Exhibit 3.1
ARTICLES OF INCORPORATION
OF
VERASUN ENERGY CORPORATION
The undersigned natural person of legal age, acting as the incorporator of a corporation under the South Dakota Business Corporation Act, adopts the following Articles of Incorporation for such corporation.
FIRST
The name of the corporation shall be:
VERASUN ENERGY CORPORATION
SECOND
The period of existence shall be perpetual.
THIRD
The nature of the business of this corporation and the objects and purposes proposed to be transacted, promoted and carried on by it are as follows:
A. To conduct all activities authorized by law and specifically to develop and thereafter own and operate sources of energy production and development and to conduct such other activities as may be connected therewith, and such other business or activities as shall be considered desirable by the Board of Directors;
B. To own and dispose of real and personal property necessary or appropriate for the carrying on of the business of this corporation;
C. To borrow money within such limitations as shall be determined by the Board of Directors and to mortgage or pledge real or personal property of the corporation in order to secure such loans or obligations; provided, however, that the indebtedness of the corporation may not be increased above $1.0 billion unless the corporation has complied with Article XVII, Section 8 of the Constitution of the State of South Dakota with respect to such increase; and
D. To do each and every other act necessary to carry out the purposes and objectives as stated herein and exercise all powers conferred by the laws of the State of South Dakota on corporations as provided by the South Dakota Business Corporation Act (the "Act") or any amendments thereto.
FOURTH
A. This corporation is authorized to issue shares of two classes of stock: 250,000,000 shares of Common Stock with a par value of $0.01 per share, and 100,000,000 shares of Preferred Stock with a par value of $0.01 per share.

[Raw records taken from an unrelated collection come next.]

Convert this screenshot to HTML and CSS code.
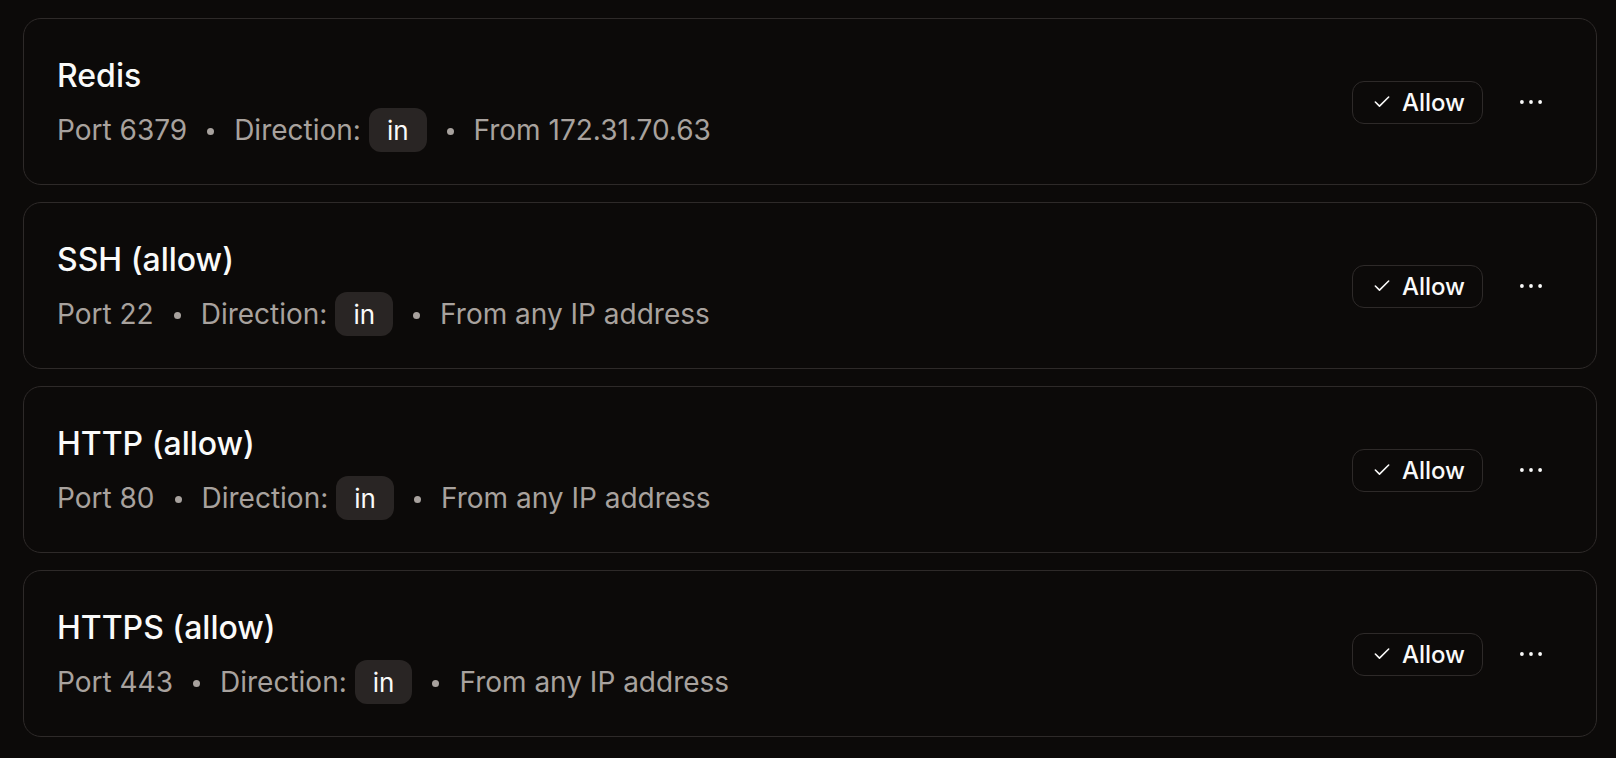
FILE: index.html
```html
<!DOCTYPE html>
<html lang="en">
<head>
<meta charset="utf-8">
<title>Firewall rules</title>
<link rel="stylesheet" href="styles.css">
</head>
<body>
<main class="rules">
  <section class="rule">
    <div class="rule-info">
      <h2 class="rule-title">Redis</h2>
      <div class="rule-meta">
        <span>Port 6379</span>
        <span class="sep"></span>
        <span class="dir"><span>Direction:</span><span class="chip">in</span></span>
        <span class="sep"></span>
        <span>From 172.31.70.63</span>
      </div>
    </div>
    <div class="rule-actions">
      <button class="allow"><svg class="check" viewBox="0 0 24 24" width="20" height="20"><path d="M20 6 9 17l-5-5"/></svg><span>Allow</span></button>
      <button class="more" aria-label="More"><svg viewBox="0 0 32 32" width="32" height="32"><circle cx="6.9" cy="16" r="1.9"/><circle cx="16" cy="16" r="1.9"/><circle cx="25.1" cy="16" r="1.9"/></svg></button>
    </div>
  </section>
  <section class="rule">
    <div class="rule-info">
      <h2 class="rule-title">SSH (allow)</h2>
      <div class="rule-meta">
        <span>Port 22</span>
        <span class="sep"></span>
        <span class="dir"><span>Direction:</span><span class="chip">in</span></span>
        <span class="sep"></span>
        <span>From any IP address</span>
      </div>
    </div>
    <div class="rule-actions">
      <button class="allow"><svg class="check" viewBox="0 0 24 24" width="20" height="20"><path d="M20 6 9 17l-5-5"/></svg><span>Allow</span></button>
      <button class="more" aria-label="More"><svg viewBox="0 0 32 32" width="32" height="32"><circle cx="6.9" cy="16" r="1.9"/><circle cx="16" cy="16" r="1.9"/><circle cx="25.1" cy="16" r="1.9"/></svg></button>
    </div>
  </section>
  <section class="rule">
    <div class="rule-info">
      <h2 class="rule-title">HTTP (allow)</h2>
      <div class="rule-meta">
        <span>Port 80</span>
        <span class="sep"></span>
        <span class="dir"><span>Direction:</span><span class="chip">in</span></span>
        <span class="sep"></span>
        <span>From any IP address</span>
      </div>
    </div>
    <div class="rule-actions">
      <button class="allow"><svg class="check" viewBox="0 0 24 24" width="20" height="20"><path d="M20 6 9 17l-5-5"/></svg><span>Allow</span></button>
      <button class="more" aria-label="More"><svg viewBox="0 0 32 32" width="32" height="32"><circle cx="6.9" cy="16" r="1.9"/><circle cx="16" cy="16" r="1.9"/><circle cx="25.1" cy="16" r="1.9"/></svg></button>
    </div>
  </section>
  <section class="rule">
    <div class="rule-info">
      <h2 class="rule-title">HTTPS (allow)</h2>
      <div class="rule-meta">
        <span>Port 443</span>
        <span class="sep"></span>
        <span class="dir"><span>Direction:</span><span class="chip">in</span></span>
        <span class="sep"></span>
        <span>From any IP address</span>
      </div>
    </div>
    <div class="rule-actions">
      <button class="allow"><svg class="check" viewBox="0 0 24 24" width="20" height="20"><path d="M20 6 9 17l-5-5"/></svg><span>Allow</span></button>
      <button class="more" aria-label="More"><svg viewBox="0 0 32 32" width="32" height="32"><circle cx="6.9" cy="16" r="1.9"/><circle cx="16" cy="16" r="1.9"/><circle cx="25.1" cy="16" r="1.9"/></svg></button>
    </div>
  </section>
</main>
</body>
</html>
```

FILE: styles.css
```css
* { box-sizing: border-box; }

html, body {
  margin: 0;
  padding: 0;
  background: #0c0a09;
  height: 100%;
  overflow: hidden;
}

body {
  font-family: Inter, "Noto Sans", "Liberation Sans", sans-serif;
  color: #fafaf9;
}

.rules {
  display: flex;
  flex-direction: column;
  gap: 17px;
  padding: 18px 0 0 23px;
  width: 1597px;
}

.rule {
  display: flex;
  align-items: center;
  justify-content: space-between;
  height: 167px;
  border: 1px solid #2e2a29;
  border-radius: 18px;
  padding: 33px 45px 32px 33px;
  background: #0c0a09;
}

.rule-info {
  display: flex;
  flex-direction: column;
  gap: 8px;
}

.rule-title {
  margin: 0;
  font-size: 32px;
  line-height: 48px;
  font-weight: 500;
  color: #fafaf9;
}

.rule-meta {
  display: flex;
  align-items: center;
  gap: 20px;
  height: 44px;
  font-size: 28px;
  line-height: 40px;
  color: #a8a29e;
}

.sep {
  width: 7px;
  height: 7px;
  border-radius: 50%;
  background: #a8a29e;
  margin-top: 3px;
}

.dir {
  display: flex;
  align-items: center;
  gap: 8px;
}

.chip {
  display: inline-block;
  height: 44px;
  padding: 1px 18px 0;
  font-size: 26px;
  line-height: 43px;
  color: #fafaf9;
  background: #292524;
  border-radius: 12px;
}

.rule-actions {
  display: flex;
  align-items: center;
  gap: 28px;
}

.allow {
  display: flex;
  align-items: center;
  gap: 10px;
  height: 43px;
  padding: 0 17px 0 19px;
  background: transparent;
  border: 1px solid #2e2a29;
  border-radius: 12px;
  font-family: inherit;
  font-size: 24px;
  font-weight: 500;
  color: #fafaf9;
}

.check {
  fill: none;
  stroke: #fafaf9;
  stroke-width: 1.9;
  stroke-linecap: round;
  stroke-linejoin: round;
}

.more {
  display: flex;
  align-items: center;
  justify-content: center;
  width: 40px;
  height: 40px;
  padding: 0;
  background: transparent;
  border: none;
}

.more svg { fill: #fafaf9; }
```
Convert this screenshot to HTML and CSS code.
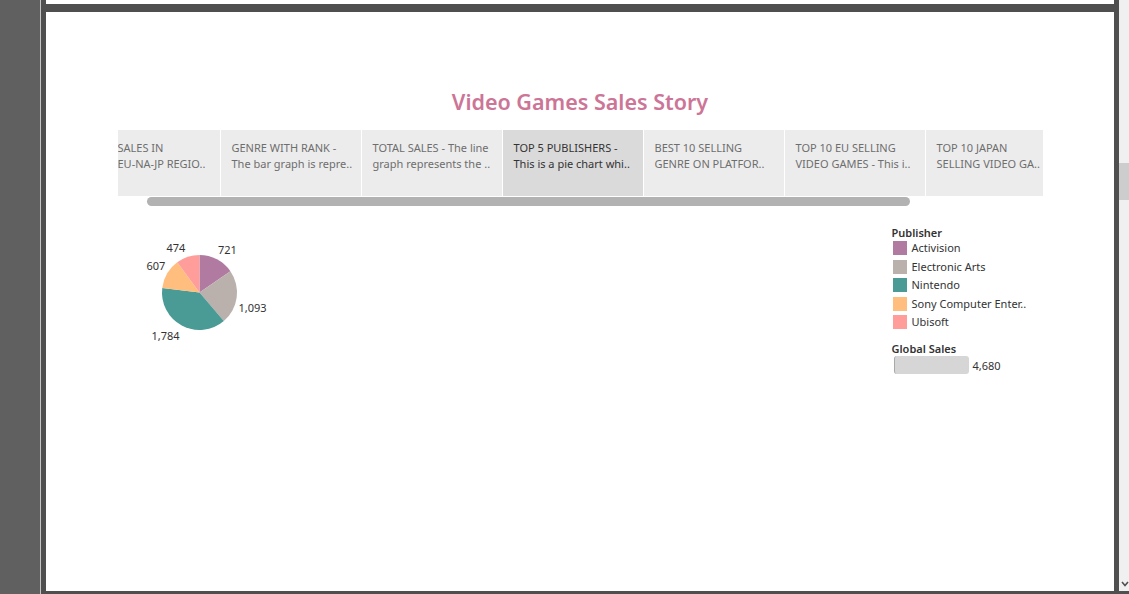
FILE: index.html
```html
<!DOCTYPE html>
<html>
<head>
<meta charset="utf-8">
<link rel="stylesheet" href="styles.css">
</head>
<body>
  <div class="sidebar"></div>
  <div class="sidebar-edge"></div>
  <div class="frame">
    <div class="prev"></div>
    <div class="canvas">
      <h1 class="title">Video Games Sales Story</h1>
      <div class="story">
        <div class="tabs">
          <div class="tab tab-clipped">SALES IN<br>EU-NA-JP REGIO..</div>
          <div class="tab">GENRE WITH RANK -<br>The bar graph is repre..</div>
          <div class="tab">TOTAL SALES - The line<br>graph represents the ..</div>
          <div class="tab tab-active">TOP 5 PUBLISHERS -<br>This is a pie chart whi..</div>
          <div class="tab">BEST 10 SELLING<br>GENRE ON PLATFOR..</div>
          <div class="tab">TOP 10 EU SELLING<br>VIDEO GAMES - This i..</div>
          <div class="tab">TOP 10 JAPAN<br>SELLING VIDEO GA..</div>
        </div>
        <div class="hscroll"></div>
        <div class="dashboard">
          <div class="viz">
            <svg class="pie" width="140" height="110" viewBox="0 0 140 110">
              <path d="M59.5 54.5 L59.5 17 A37.5 37.5 0 0 1 90.4 33.25 Z" fill="#b07aa1"/>
              <path d="M59.5 54.5 L90.4 33.25 A37.5 37.5 0 0 1 83.82 83.05 Z" fill="#bab0ac"/>
              <path d="M59.5 54.5 L83.82 83.05 A37.5 37.5 0 0 1 22.27 50.04 Z" fill="#4a9a95"/>
              <path d="M59.5 54.5 L22.27 50.04 A37.5 37.5 0 0 1 37.21 24.34 Z" fill="#ffbe7d"/>
              <path d="M59.5 54.5 L37.21 24.34 A37.5 37.5 0 0 1 59.5 17 Z" fill="#ff9d9a"/>
              <text x="78" y="16">721</text>
              <text x="26.5" y="13.5">474</text>
              <text x="6.5" y="32">607</text>
              <text x="98.5" y="74">1,093</text>
              <text x="11.5" y="102">1,784</text>
            </svg>
          </div>
          <div class="legend">
            <div class="legend-title">Publisher</div>
            <div class="legend-row"><span class="swatch sw-activision"></span>Activision</div>
            <div class="legend-row"><span class="swatch sw-ea"></span>Electronic Arts</div>
            <div class="legend-row"><span class="swatch sw-nintendo"></span>Nintendo</div>
            <div class="legend-row"><span class="swatch sw-sony"></span>Sony Computer Enter..</div>
            <div class="legend-row"><span class="swatch sw-ubisoft"></span>Ubisoft</div>
            <div class="legend-title legend-title-size">Global Sales</div>
            <div class="size-row"><span class="size-bar"></span>4,680</div>
          </div>
        </div>
      </div>
    </div>
  </div>
  <div class="vscroll">
    <div class="vthumb"></div>
    <div class="vspacer"></div>
    <svg class="varrow" width="8" height="6" viewBox="0 0 8 6"><path d="M1 1 L4 4.5 L7 1" fill="none" stroke="#505050" stroke-width="1.6"/></svg>
  </div>
</body>
</html>
```

FILE: styles.css
```css
html, body {
  margin: 0;
  padding: 0;
}
body {
  width: 1129px;
  height: 594px;
  overflow: hidden;
  display: flex;
  background: #4f4f4f;
  font-family: "Noto Sans", "Open Sans", sans-serif;
}
.sidebar {
  width: 40px;
  background: #606060;
}
.sidebar-edge {
  width: 1px;
  background: #c4c4c4;
}
.frame {
  width: 1068px;
  padding: 0 5px;
  display: flex;
  flex-direction: column;
  background: #4f4f4f;
}
.prev {
  height: 4px;
  background: #ffffff;
}
.canvas {
  flex: 1;
  margin-top: 8px;
  margin-bottom: 3px;
  background: #ffffff;
  display: flex;
  flex-direction: column;
}
.title {
  margin: 77px 0 0 0;
  height: 26px;
  line-height: 26px;
  text-align: center;
  font-size: 21.5px;
  font-weight: 600;
  color: #cc7596;
}
.story {
  width: 925px;
  margin: 15px auto 0 auto;
  display: flex;
  flex-direction: column;
}
.tabs {
  height: 66px;
  display: flex;
  gap: 1px;
  overflow: hidden;
  background: #ffffff;
}
.tab {
  flex: 0 0 140px;
  box-sizing: border-box;
  padding: 10px 0 0 11px;
  background: #ececec;
  color: #6e6e6e;
  font-size: 11px;
  line-height: 16px;
  white-space: nowrap;
  overflow: hidden;
}
.tab-clipped {
  flex-basis: 102px;
  padding-left: 0;
}
.tab-active {
  background: #dadada;
  color: #333333;
}
.hscroll {
  margin: 1px 0 0 29px;
  width: 763px;
  height: 9px;
  border-radius: 5px;
  background: #b2b2b2;
}
.dashboard {
  display: flex;
}
.viz {
  flex: 1;
}
.pie {
  display: block;
  margin: 32px 0 0 22px;
}
.pie text {
  font-family: "Noto Sans", "Open Sans", sans-serif;
  font-size: 11px;
  fill: #333333;
}
.legend {
  width: 151px;
  margin-top: 20px;
  font-size: 11px;
  color: #333333;
}
.legend-title {
  height: 14px;
  line-height: 14px;
  font-weight: 600;
  color: #333333;
}
.legend-title-size {
  margin-top: 9.5px;
}
.legend-row {
  height: 18.5px;
  display: flex;
  align-items: flex-start;
  line-height: 16px;
  white-space: nowrap;
}
.swatch {
  width: 14px;
  height: 14px;
  margin: 1px 5px 0 1px;
  flex: none;
}
.sw-activision { background: #b07aa1; }
.sw-ea { background: #bab0ac; }
.sw-nintendo { background: #4a9a95; }
.sw-sony { background: #ffbe7d; }
.sw-ubisoft { background: #ff9d9a; }
.size-row {
  height: 18px;
  display: flex;
  align-items: center;
}
.size-bar {
  width: 75px;
  height: 18px;
  margin: 0 4px 0 2px;
  box-sizing: border-box;
  border-left: 1px solid #a9a9a9;
  border-radius: 3px;
  background: #d6d6d6;
}
.vscroll {
  width: 10px;
  background: #f0f0f0;
  display: flex;
  flex-direction: column;
  align-items: center;
  margin-bottom: 3px;
}
.vthumb {
  width: 10px;
  height: 37px;
  margin-top: 163px;
  background: #cdcdcd;
}
.vspacer {
  flex: 1;
}
.varrow {
  display: block;
  margin: 0 0 4px 1px;
}
```
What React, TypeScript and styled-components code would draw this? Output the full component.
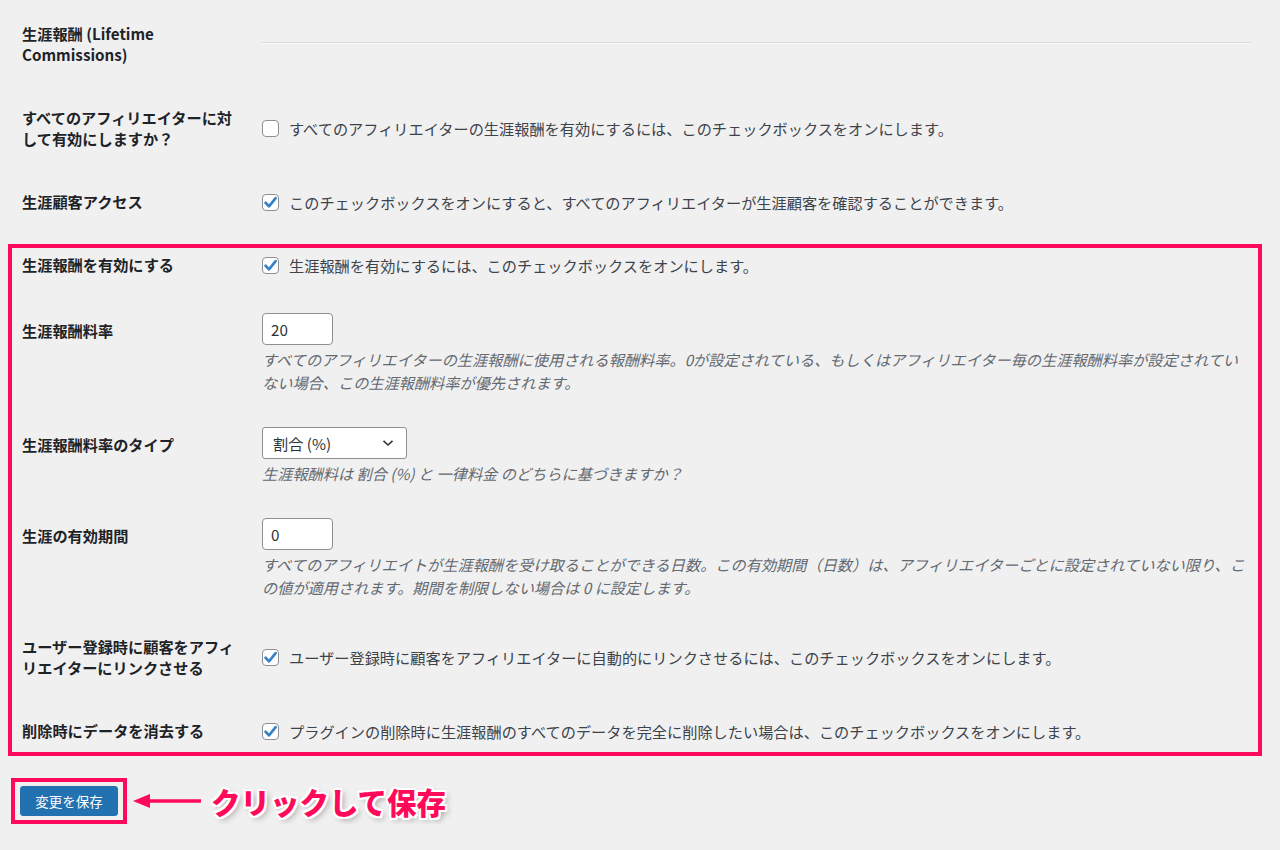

B. Holders of Common Stock are entitled to one vote per share on any matter submitted to the shareholders. When dividends or other distributions are declared by the Board of Directors of the corporation, after any preferential amount with respect to the Preferred Stock has been paid or set aside, the holders of the Common Stock and the holders of any series of Preferred Stock entitled to participate in the dividend or other distribution are entitled to receive the remainder of the declared dividends or other distributions. Upon liquidation, dissolution or winding up of the corporation, after any preferential amount with respect to the Preferred Stock has been paid or set aside, the holders of Common Stock are entitled to receive the net assets of the corporation.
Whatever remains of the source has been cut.